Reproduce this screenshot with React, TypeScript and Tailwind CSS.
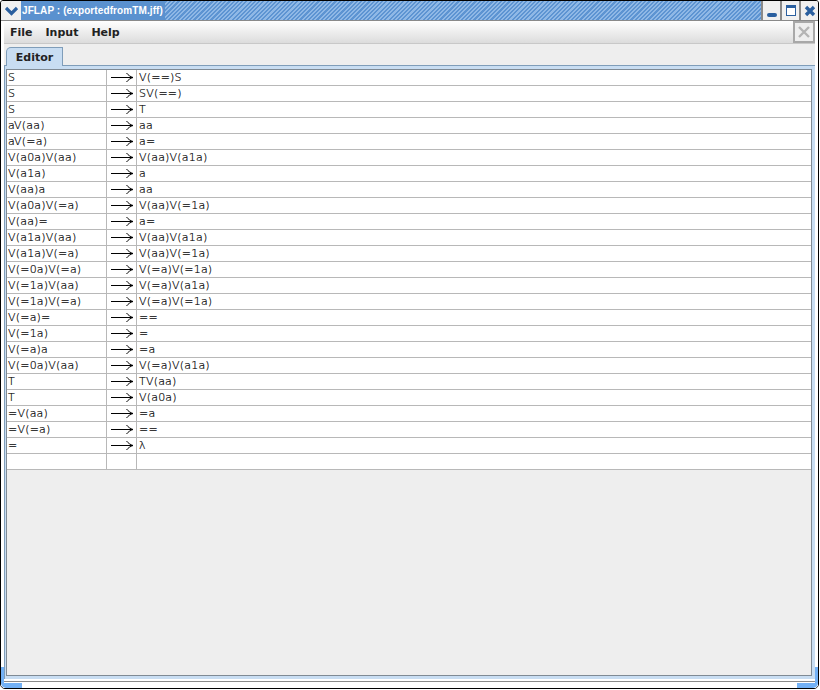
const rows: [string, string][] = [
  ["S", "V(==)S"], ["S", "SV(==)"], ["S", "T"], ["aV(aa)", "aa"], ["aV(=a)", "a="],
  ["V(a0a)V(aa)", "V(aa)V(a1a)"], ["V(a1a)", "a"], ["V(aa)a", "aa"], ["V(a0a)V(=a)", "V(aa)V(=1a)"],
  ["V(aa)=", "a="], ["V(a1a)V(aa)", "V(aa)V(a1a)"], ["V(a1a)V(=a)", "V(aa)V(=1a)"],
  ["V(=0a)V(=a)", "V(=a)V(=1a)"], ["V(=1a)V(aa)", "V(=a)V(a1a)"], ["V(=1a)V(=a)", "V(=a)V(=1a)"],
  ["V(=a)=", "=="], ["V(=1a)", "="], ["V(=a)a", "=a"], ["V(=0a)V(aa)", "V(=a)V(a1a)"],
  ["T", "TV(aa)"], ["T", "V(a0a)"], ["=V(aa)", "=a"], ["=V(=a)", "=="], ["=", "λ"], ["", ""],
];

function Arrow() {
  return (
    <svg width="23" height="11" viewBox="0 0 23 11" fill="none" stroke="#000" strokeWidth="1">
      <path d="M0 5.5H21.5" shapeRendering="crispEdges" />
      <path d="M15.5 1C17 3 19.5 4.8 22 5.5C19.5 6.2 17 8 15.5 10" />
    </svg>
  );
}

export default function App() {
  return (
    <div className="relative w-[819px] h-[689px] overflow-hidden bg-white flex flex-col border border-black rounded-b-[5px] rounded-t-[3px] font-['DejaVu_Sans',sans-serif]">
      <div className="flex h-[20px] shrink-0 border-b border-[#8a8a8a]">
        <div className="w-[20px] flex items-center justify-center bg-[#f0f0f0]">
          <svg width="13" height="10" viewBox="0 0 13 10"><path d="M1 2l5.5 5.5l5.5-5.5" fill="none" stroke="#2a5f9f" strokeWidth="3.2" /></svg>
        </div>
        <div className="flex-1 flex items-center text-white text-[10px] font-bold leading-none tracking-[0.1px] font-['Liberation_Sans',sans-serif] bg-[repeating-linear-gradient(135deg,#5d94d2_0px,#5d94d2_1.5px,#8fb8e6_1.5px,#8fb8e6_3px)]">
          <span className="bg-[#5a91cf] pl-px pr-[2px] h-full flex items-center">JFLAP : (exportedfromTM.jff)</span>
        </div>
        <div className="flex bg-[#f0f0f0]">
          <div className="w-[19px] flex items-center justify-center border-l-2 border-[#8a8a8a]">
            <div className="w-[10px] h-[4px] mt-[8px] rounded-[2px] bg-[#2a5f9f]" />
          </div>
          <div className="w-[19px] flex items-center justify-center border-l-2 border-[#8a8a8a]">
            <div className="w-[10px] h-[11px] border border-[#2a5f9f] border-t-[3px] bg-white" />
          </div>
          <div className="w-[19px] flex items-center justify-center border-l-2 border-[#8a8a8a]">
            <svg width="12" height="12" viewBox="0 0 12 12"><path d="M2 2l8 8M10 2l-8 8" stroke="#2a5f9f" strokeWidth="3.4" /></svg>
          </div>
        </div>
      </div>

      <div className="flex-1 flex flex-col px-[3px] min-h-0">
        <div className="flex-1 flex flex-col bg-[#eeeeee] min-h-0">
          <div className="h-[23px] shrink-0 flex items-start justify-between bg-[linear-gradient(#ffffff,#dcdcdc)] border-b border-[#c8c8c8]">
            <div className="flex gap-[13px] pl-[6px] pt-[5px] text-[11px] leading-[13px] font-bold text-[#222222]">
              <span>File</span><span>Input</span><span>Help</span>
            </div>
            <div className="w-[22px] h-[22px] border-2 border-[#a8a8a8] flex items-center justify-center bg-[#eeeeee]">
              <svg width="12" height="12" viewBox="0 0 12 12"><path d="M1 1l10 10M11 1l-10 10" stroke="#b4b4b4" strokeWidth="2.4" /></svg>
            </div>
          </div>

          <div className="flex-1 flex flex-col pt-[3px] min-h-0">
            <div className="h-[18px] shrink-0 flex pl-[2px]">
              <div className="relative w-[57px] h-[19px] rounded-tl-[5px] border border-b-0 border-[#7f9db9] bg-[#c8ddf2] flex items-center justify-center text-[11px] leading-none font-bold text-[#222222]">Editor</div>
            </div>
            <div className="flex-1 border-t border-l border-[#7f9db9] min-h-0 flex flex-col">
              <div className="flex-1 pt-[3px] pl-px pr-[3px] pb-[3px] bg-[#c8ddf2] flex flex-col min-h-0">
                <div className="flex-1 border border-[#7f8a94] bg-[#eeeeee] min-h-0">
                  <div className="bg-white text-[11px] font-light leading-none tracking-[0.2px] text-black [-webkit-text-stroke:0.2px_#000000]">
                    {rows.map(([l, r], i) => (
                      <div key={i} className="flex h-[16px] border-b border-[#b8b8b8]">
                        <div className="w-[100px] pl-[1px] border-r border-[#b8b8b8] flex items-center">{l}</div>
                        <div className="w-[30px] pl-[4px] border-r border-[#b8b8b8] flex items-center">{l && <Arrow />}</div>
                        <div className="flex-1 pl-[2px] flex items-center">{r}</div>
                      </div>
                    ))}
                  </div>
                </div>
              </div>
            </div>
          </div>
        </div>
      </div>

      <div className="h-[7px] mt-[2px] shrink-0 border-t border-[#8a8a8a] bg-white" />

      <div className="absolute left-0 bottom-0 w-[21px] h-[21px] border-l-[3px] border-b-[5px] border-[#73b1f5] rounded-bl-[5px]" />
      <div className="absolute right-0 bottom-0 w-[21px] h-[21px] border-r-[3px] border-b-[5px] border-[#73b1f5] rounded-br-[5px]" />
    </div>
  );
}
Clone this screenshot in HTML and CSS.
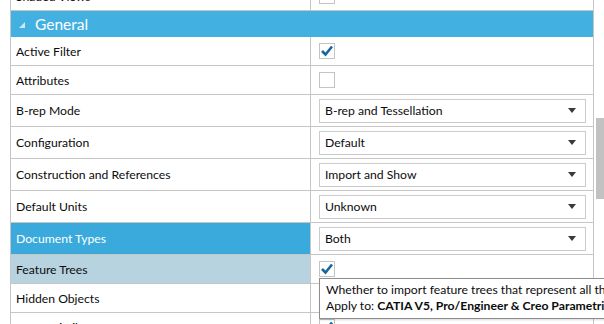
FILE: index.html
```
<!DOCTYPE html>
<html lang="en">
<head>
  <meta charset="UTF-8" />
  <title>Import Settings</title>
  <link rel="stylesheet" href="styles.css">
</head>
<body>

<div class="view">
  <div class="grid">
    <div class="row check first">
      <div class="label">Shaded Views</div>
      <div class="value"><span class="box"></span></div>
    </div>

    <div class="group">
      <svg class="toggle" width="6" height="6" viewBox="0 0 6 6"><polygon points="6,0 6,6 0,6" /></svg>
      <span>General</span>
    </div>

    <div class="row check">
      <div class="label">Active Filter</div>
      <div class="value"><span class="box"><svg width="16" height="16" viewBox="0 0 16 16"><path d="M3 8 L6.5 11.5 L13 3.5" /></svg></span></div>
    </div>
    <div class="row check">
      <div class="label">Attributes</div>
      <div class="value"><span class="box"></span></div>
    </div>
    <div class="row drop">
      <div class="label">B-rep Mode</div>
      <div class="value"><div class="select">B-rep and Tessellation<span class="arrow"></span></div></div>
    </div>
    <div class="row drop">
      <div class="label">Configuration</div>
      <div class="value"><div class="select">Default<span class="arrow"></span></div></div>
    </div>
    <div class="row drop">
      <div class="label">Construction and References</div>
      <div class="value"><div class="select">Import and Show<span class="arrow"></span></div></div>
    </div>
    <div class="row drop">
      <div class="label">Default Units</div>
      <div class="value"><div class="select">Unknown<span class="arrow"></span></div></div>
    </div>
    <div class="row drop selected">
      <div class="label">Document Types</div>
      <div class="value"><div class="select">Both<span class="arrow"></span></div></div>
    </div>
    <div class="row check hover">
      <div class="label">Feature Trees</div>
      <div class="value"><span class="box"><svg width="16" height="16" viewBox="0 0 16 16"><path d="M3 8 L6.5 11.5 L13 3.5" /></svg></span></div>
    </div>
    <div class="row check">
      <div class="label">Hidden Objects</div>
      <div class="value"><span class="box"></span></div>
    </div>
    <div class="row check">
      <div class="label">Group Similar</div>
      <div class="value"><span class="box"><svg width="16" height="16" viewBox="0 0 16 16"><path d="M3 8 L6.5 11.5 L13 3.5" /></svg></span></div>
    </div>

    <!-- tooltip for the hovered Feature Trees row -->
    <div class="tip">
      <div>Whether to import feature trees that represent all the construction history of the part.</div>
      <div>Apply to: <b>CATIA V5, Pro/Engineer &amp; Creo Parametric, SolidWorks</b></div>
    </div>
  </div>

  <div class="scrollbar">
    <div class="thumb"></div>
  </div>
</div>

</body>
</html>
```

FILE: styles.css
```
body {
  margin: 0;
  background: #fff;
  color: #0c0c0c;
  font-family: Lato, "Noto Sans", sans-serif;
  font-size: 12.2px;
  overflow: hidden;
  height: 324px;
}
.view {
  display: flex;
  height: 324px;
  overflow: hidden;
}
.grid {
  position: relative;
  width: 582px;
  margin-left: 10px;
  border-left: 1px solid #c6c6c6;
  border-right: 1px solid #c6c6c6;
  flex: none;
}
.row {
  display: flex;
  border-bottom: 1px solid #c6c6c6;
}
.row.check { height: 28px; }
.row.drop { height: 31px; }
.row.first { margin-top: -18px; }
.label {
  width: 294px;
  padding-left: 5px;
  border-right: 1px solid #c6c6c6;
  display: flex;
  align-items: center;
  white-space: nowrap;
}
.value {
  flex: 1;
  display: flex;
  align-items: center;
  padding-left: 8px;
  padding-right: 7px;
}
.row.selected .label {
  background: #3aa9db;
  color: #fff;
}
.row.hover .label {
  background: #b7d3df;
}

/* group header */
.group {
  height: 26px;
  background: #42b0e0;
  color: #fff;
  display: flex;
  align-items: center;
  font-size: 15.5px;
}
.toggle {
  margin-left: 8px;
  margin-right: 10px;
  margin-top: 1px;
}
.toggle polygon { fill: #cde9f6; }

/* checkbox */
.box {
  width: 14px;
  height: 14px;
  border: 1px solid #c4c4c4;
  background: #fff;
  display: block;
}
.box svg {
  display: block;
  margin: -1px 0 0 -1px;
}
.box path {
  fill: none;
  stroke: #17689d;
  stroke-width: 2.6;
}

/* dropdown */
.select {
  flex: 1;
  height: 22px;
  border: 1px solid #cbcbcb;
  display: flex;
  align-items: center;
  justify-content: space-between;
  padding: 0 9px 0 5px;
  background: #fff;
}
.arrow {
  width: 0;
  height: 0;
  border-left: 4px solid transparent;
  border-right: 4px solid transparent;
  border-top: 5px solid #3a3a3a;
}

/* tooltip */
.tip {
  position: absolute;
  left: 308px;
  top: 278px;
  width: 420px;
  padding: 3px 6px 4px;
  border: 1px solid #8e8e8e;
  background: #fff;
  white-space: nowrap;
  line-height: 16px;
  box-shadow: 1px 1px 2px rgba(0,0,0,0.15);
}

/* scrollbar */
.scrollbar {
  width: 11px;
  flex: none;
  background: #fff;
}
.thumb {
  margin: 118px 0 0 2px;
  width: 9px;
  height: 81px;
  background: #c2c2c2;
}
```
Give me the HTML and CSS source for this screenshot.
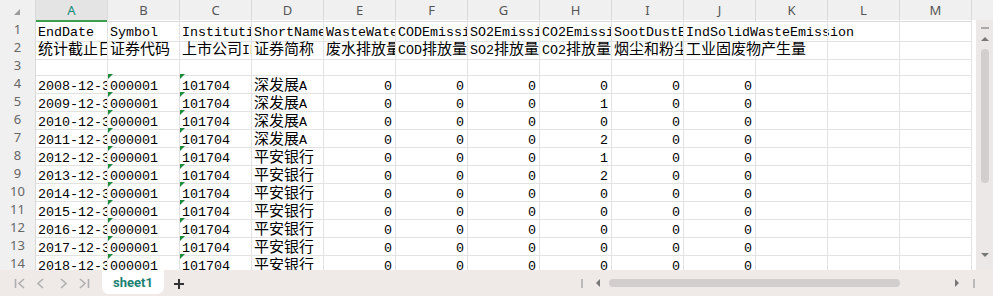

┄┄┄┄┄┄

§ EXERCISE: List every line above that holds the word "screenshot".

§ WRITTEN REPLY:
Reproduce this screenshot with React, TypeScript and Tailwind CSS.
Clone this screenshot in HTML and CSS.
Give me the HTML and CSS source for this screenshot.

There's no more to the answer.